*Directions*
Restate each line word for word. Leave out every picture.

*Data segment*
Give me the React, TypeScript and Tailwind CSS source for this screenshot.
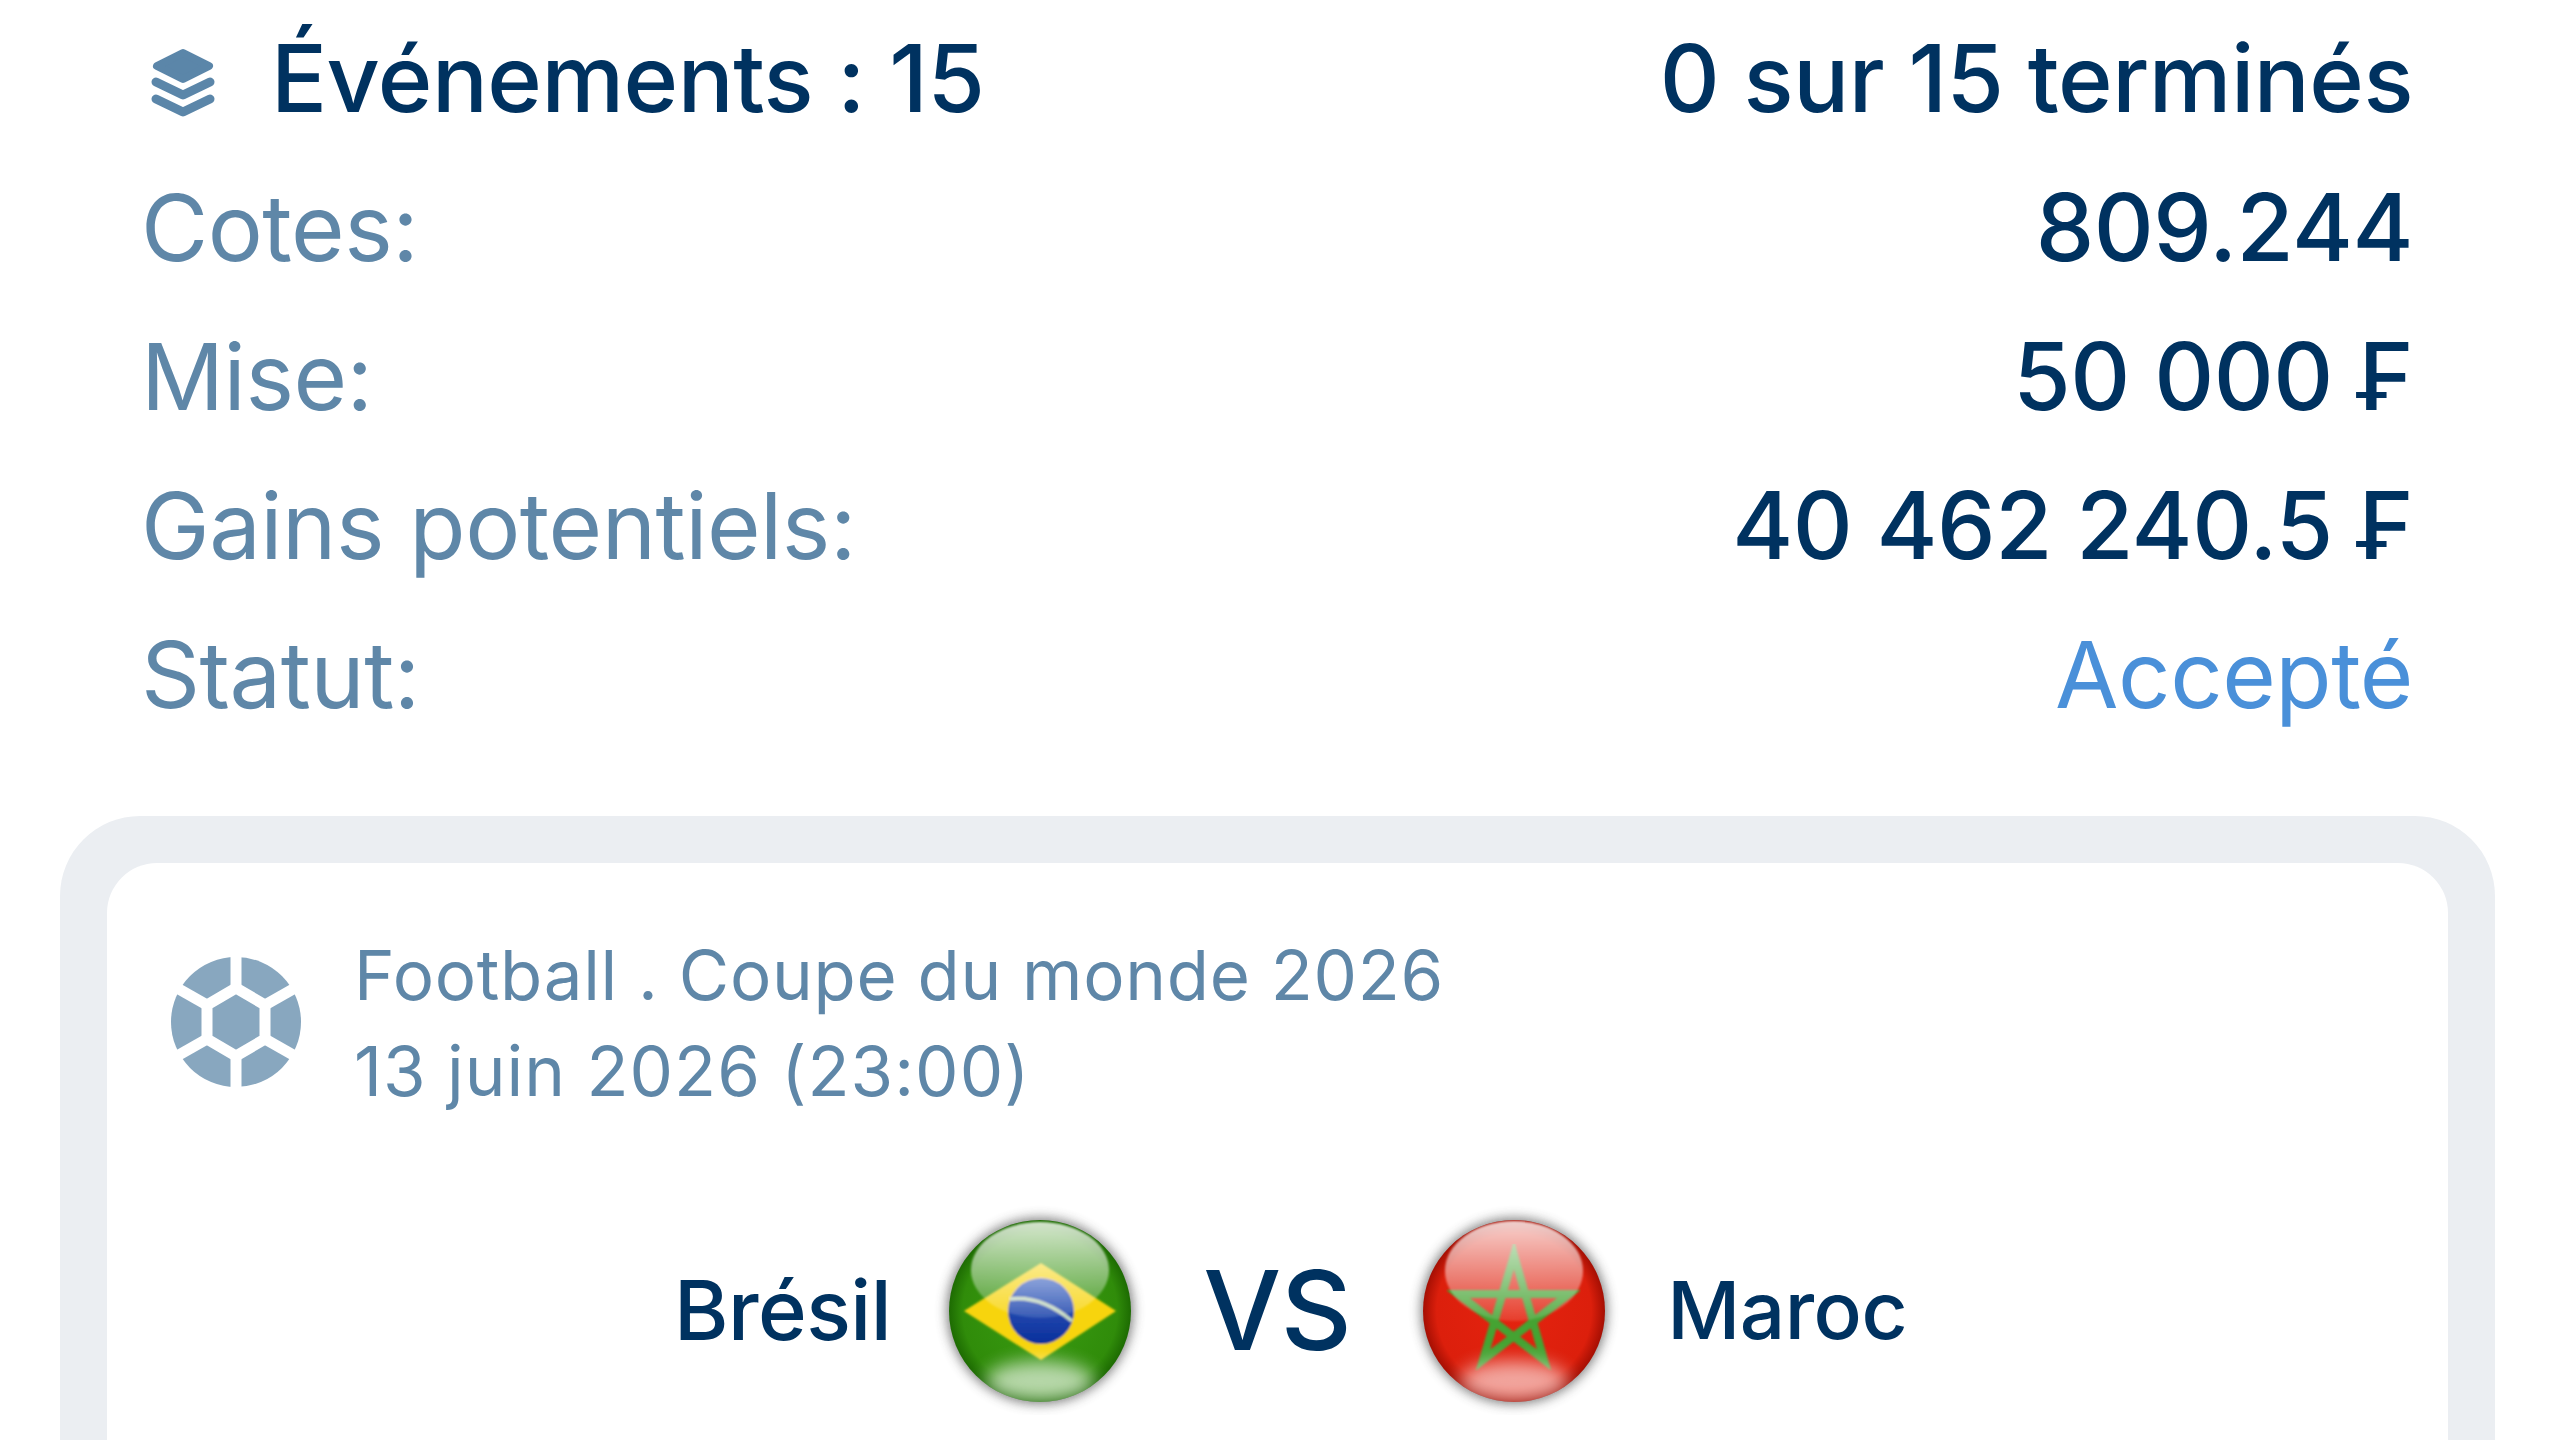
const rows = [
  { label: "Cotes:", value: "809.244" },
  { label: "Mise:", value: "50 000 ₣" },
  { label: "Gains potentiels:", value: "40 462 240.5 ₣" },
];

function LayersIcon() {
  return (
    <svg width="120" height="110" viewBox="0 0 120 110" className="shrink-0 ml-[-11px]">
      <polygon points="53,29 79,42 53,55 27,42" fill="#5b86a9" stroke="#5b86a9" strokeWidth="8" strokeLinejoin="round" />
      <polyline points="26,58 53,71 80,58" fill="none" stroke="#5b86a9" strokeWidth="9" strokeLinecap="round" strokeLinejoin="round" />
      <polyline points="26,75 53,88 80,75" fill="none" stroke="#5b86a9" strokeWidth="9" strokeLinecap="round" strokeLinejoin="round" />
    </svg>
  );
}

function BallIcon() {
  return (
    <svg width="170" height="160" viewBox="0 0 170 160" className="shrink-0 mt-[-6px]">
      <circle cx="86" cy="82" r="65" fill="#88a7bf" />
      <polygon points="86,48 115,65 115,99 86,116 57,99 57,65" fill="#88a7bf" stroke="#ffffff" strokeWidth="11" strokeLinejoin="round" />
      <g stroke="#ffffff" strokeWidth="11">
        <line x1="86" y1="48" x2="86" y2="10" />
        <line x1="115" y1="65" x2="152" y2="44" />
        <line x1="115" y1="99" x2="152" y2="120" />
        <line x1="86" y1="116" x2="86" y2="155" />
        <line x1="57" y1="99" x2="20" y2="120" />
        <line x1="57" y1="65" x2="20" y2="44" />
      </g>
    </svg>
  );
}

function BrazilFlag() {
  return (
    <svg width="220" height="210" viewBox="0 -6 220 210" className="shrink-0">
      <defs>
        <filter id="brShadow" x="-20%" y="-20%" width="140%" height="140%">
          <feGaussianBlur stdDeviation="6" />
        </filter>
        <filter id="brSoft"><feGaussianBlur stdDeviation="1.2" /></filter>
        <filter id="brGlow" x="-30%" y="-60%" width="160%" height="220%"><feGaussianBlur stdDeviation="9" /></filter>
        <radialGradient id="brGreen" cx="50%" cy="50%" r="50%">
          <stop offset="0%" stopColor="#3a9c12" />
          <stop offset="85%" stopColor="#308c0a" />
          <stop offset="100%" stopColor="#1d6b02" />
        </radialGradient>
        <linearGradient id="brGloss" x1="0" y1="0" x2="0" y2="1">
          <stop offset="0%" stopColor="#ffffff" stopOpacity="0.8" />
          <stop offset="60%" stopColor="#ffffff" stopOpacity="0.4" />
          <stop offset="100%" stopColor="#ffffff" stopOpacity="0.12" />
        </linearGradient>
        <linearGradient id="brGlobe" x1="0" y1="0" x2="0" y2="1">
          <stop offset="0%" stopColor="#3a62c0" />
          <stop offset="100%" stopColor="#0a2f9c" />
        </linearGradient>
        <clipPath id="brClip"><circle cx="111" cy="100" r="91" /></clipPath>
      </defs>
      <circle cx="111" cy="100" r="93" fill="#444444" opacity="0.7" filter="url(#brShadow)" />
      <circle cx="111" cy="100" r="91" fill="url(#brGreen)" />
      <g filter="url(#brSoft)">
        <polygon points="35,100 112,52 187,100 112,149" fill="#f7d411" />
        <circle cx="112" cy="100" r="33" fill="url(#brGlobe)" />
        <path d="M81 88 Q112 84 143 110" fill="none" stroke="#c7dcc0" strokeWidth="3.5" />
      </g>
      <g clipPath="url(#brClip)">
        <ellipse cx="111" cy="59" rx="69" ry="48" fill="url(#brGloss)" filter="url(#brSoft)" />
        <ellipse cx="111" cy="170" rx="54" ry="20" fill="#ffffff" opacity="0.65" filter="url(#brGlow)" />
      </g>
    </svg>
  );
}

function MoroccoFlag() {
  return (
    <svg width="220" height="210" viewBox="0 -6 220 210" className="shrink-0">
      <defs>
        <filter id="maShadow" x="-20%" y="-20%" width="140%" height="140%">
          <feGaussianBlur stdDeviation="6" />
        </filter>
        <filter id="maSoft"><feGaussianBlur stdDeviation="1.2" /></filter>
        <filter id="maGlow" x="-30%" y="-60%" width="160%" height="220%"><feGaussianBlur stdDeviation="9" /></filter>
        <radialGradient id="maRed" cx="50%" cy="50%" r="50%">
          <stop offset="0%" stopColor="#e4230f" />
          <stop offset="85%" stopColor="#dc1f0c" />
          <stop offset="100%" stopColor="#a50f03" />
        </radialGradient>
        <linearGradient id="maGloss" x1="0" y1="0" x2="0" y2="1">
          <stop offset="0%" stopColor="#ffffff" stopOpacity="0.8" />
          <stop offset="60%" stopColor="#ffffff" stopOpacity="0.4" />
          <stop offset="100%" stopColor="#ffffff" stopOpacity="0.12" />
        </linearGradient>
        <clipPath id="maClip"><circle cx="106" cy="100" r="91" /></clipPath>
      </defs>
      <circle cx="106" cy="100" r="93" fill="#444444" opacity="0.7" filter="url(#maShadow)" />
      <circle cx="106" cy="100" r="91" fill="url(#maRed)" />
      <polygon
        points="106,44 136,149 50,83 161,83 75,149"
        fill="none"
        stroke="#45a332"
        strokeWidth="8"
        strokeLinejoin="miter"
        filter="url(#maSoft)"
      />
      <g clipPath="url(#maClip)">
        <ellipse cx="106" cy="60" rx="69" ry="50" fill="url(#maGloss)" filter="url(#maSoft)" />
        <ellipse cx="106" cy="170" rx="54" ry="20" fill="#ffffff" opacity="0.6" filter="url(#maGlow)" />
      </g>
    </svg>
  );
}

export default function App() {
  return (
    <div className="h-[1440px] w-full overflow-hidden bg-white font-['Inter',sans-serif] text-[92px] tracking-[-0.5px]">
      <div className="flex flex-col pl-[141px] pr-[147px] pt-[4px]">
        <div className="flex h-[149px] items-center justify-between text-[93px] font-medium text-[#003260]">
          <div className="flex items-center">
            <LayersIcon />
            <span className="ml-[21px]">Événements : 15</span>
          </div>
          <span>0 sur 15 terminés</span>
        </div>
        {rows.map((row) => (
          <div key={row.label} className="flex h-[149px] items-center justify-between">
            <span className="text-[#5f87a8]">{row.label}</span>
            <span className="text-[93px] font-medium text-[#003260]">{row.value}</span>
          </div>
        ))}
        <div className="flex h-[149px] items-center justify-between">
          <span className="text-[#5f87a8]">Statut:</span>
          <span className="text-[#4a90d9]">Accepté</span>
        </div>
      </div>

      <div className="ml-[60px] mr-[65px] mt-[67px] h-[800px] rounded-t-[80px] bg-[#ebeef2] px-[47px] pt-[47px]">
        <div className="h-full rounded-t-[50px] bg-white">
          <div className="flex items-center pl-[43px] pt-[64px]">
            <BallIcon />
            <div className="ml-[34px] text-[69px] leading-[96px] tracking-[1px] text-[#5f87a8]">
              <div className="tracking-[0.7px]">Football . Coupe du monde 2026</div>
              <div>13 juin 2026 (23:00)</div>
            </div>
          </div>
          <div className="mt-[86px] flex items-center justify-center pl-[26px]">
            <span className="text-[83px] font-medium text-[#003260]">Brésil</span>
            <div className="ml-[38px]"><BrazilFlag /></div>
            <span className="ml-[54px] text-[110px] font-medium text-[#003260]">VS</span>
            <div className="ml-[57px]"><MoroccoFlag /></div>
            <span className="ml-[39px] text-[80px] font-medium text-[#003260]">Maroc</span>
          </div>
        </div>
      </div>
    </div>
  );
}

*The output*
Give me the React, TypeScript and Tailwind CSS source for this screenshot.
const rows = [
  { label: "Cotes:", value: "809.244" },
  { label: "Mise:", value: "50 000 ₣" },
  { label: "Gains potentiels:", value: "40 462 240.5 ₣" },
];

function LayersIcon() {
  return (
    <svg width="120" height="110" viewBox="0 0 120 110" className="shrink-0 ml-[-11px]">
      <polygon points="53,29 79,42 53,55 27,42" fill="#5b86a9" stroke="#5b86a9" strokeWidth="8" strokeLinejoin="round" />
      <polyline points="26,58 53,71 80,58" fill="none" stroke="#5b86a9" strokeWidth="9" strokeLinecap="round" strokeLinejoin="round" />
      <polyline points="26,75 53,88 80,75" fill="none" stroke="#5b86a9" strokeWidth="9" strokeLinecap="round" strokeLinejoin="round" />
    </svg>
  );
}

function BallIcon() {
  return (
    <svg width="170" height="160" viewBox="0 0 170 160" className="shrink-0 mt-[-6px]">
      <circle cx="86" cy="82" r="65" fill="#88a7bf" />
      <polygon points="86,48 115,65 115,99 86,116 57,99 57,65" fill="#88a7bf" stroke="#ffffff" strokeWidth="11" strokeLinejoin="round" />
      <g stroke="#ffffff" strokeWidth="11">
        <line x1="86" y1="48" x2="86" y2="10" />
        <line x1="115" y1="65" x2="152" y2="44" />
        <line x1="115" y1="99" x2="152" y2="120" />
        <line x1="86" y1="116" x2="86" y2="155" />
        <line x1="57" y1="99" x2="20" y2="120" />
        <line x1="57" y1="65" x2="20" y2="44" />
      </g>
    </svg>
  );
}

function BrazilFlag() {
  return (
    <svg width="220" height="210" viewBox="0 -6 220 210" className="shrink-0">
      <defs>
        <filter id="brShadow" x="-20%" y="-20%" width="140%" height="140%">
          <feGaussianBlur stdDeviation="6" />
        </filter>
        <filter id="brSoft"><feGaussianBlur stdDeviation="1.2" /></filter>
        <filter id="brGlow" x="-30%" y="-60%" width="160%" height="220%"><feGaussianBlur stdDeviation="9" /></filter>
        <radialGradient id="brGreen" cx="50%" cy="50%" r="50%">
          <stop offset="0%" stopColor="#3a9c12" />
          <stop offset="85%" stopColor="#308c0a" />
          <stop offset="100%" stopColor="#1d6b02" />
        </radialGradient>
        <linearGradient id="brGloss" x1="0" y1="0" x2="0" y2="1">
          <stop offset="0%" stopColor="#ffffff" stopOpacity="0.8" />
          <stop offset="60%" stopColor="#ffffff" stopOpacity="0.4" />
          <stop offset="100%" stopColor="#ffffff" stopOpacity="0.12" />
        </linearGradient>
        <linearGradient id="brGlobe" x1="0" y1="0" x2="0" y2="1">
          <stop offset="0%" stopColor="#3a62c0" />
          <stop offset="100%" stopColor="#0a2f9c" />
        </linearGradient>
        <clipPath id="brClip"><circle cx="111" cy="100" r="91" /></clipPath>
      </defs>
      <circle cx="111" cy="100" r="93" fill="#444444" opacity="0.7" filter="url(#brShadow)" />
      <circle cx="111" cy="100" r="91" fill="url(#brGreen)" />
      <g filter="url(#brSoft)">
        <polygon points="35,100 112,52 187,100 112,149" fill="#f7d411" />
        <circle cx="112" cy="100" r="33" fill="url(#brGlobe)" />
        <path d="M81 88 Q112 84 143 110" fill="none" stroke="#c7dcc0" strokeWidth="3.5" />
      </g>
      <g clipPath="url(#brClip)">
        <ellipse cx="111" cy="59" rx="69" ry="48" fill="url(#brGloss)" filter="url(#brSoft)" />
        <ellipse cx="111" cy="170" rx="54" ry="20" fill="#ffffff" opacity="0.65" filter="url(#brGlow)" />
      </g>
    </svg>
  );
}

function MoroccoFlag() {
  return (
    <svg width="220" height="210" viewBox="0 -6 220 210" className="shrink-0">
      <defs>
        <filter id="maShadow" x="-20%" y="-20%" width="140%" height="140%">
          <feGaussianBlur stdDeviation="6" />
        </filter>
        <filter id="maSoft"><feGaussianBlur stdDeviation="1.2" /></filter>
        <filter id="maGlow" x="-30%" y="-60%" width="160%" height="220%"><feGaussianBlur stdDeviation="9" /></filter>
        <radialGradient id="maRed" cx="50%" cy="50%" r="50%">
          <stop offset="0%" stopColor="#e4230f" />
          <stop offset="85%" stopColor="#dc1f0c" />
          <stop offset="100%" stopColor="#a50f03" />
        </radialGradient>
        <linearGradient id="maGloss" x1="0" y1="0" x2="0" y2="1">
          <stop offset="0%" stopColor="#ffffff" stopOpacity="0.8" />
          <stop offset="60%" stopColor="#ffffff" stopOpacity="0.4" />
          <stop offset="100%" stopColor="#ffffff" stopOpacity="0.12" />
        </linearGradient>
        <clipPath id="maClip"><circle cx="106" cy="100" r="91" /></clipPath>
      </defs>
      <circle cx="106" cy="100" r="93" fill="#444444" opacity="0.7" filter="url(#maShadow)" />
      <circle cx="106" cy="100" r="91" fill="url(#maRed)" />
      <polygon
        points="106,44 136,149 50,83 161,83 75,149"
        fill="none"
        stroke="#45a332"
        strokeWidth="8"
        strokeLinejoin="miter"
        filter="url(#maSoft)"
      />
      <g clipPath="url(#maClip)">
        <ellipse cx="106" cy="60" rx="69" ry="50" fill="url(#maGloss)" filter="url(#maSoft)" />
        <ellipse cx="106" cy="170" rx="54" ry="20" fill="#ffffff" opacity="0.6" filter="url(#maGlow)" />
      </g>
    </svg>
  );
}

export default function App() {
  return (
    <div className="h-[1440px] w-full overflow-hidden bg-white font-['Inter',sans-serif] text-[92px] tracking-[-0.5px]">
      <div className="flex flex-col pl-[141px] pr-[147px] pt-[4px]">
        <div className="flex h-[149px] items-center justify-between text-[93px] font-medium text-[#003260]">
          <div className="flex items-center">
            <LayersIcon />
            <span className="ml-[21px]">Événements : 15</span>
          </div>
          <span>0 sur 15 terminés</span>
        </div>
        {rows.map((row) => (
          <div key={row.label} className="flex h-[149px] items-center justify-between">
            <span className="text-[#5f87a8]">{row.label}</span>
            <span className="text-[93px] font-medium text-[#003260]">{row.value}</span>
          </div>
        ))}
        <div className="flex h-[149px] items-center justify-between">
          <span className="text-[#5f87a8]">Statut:</span>
          <span className="text-[#4a90d9]">Accepté</span>
        </div>
      </div>

      <div className="ml-[60px] mr-[65px] mt-[67px] h-[800px] rounded-t-[80px] bg-[#ebeef2] px-[47px] pt-[47px]">
        <div className="h-full rounded-t-[50px] bg-white">
          <div className="flex items-center pl-[43px] pt-[64px]">
            <BallIcon />
            <div className="ml-[34px] text-[69px] leading-[96px] tracking-[1px] text-[#5f87a8]">
              <div className="tracking-[0.7px]">Football . Coupe du monde 2026</div>
              <div>13 juin 2026 (23:00)</div>
            </div>
          </div>
          <div className="mt-[86px] flex items-center justify-center pl-[26px]">
            <span className="text-[83px] font-medium text-[#003260]">Brésil</span>
            <div className="ml-[38px]"><BrazilFlag /></div>
            <span className="ml-[54px] text-[110px] font-medium text-[#003260]">VS</span>
            <div className="ml-[57px]"><MoroccoFlag /></div>
            <span className="ml-[39px] text-[80px] font-medium text-[#003260]">Maroc</span>
          </div>
        </div>
      </div>
    </div>
  );
}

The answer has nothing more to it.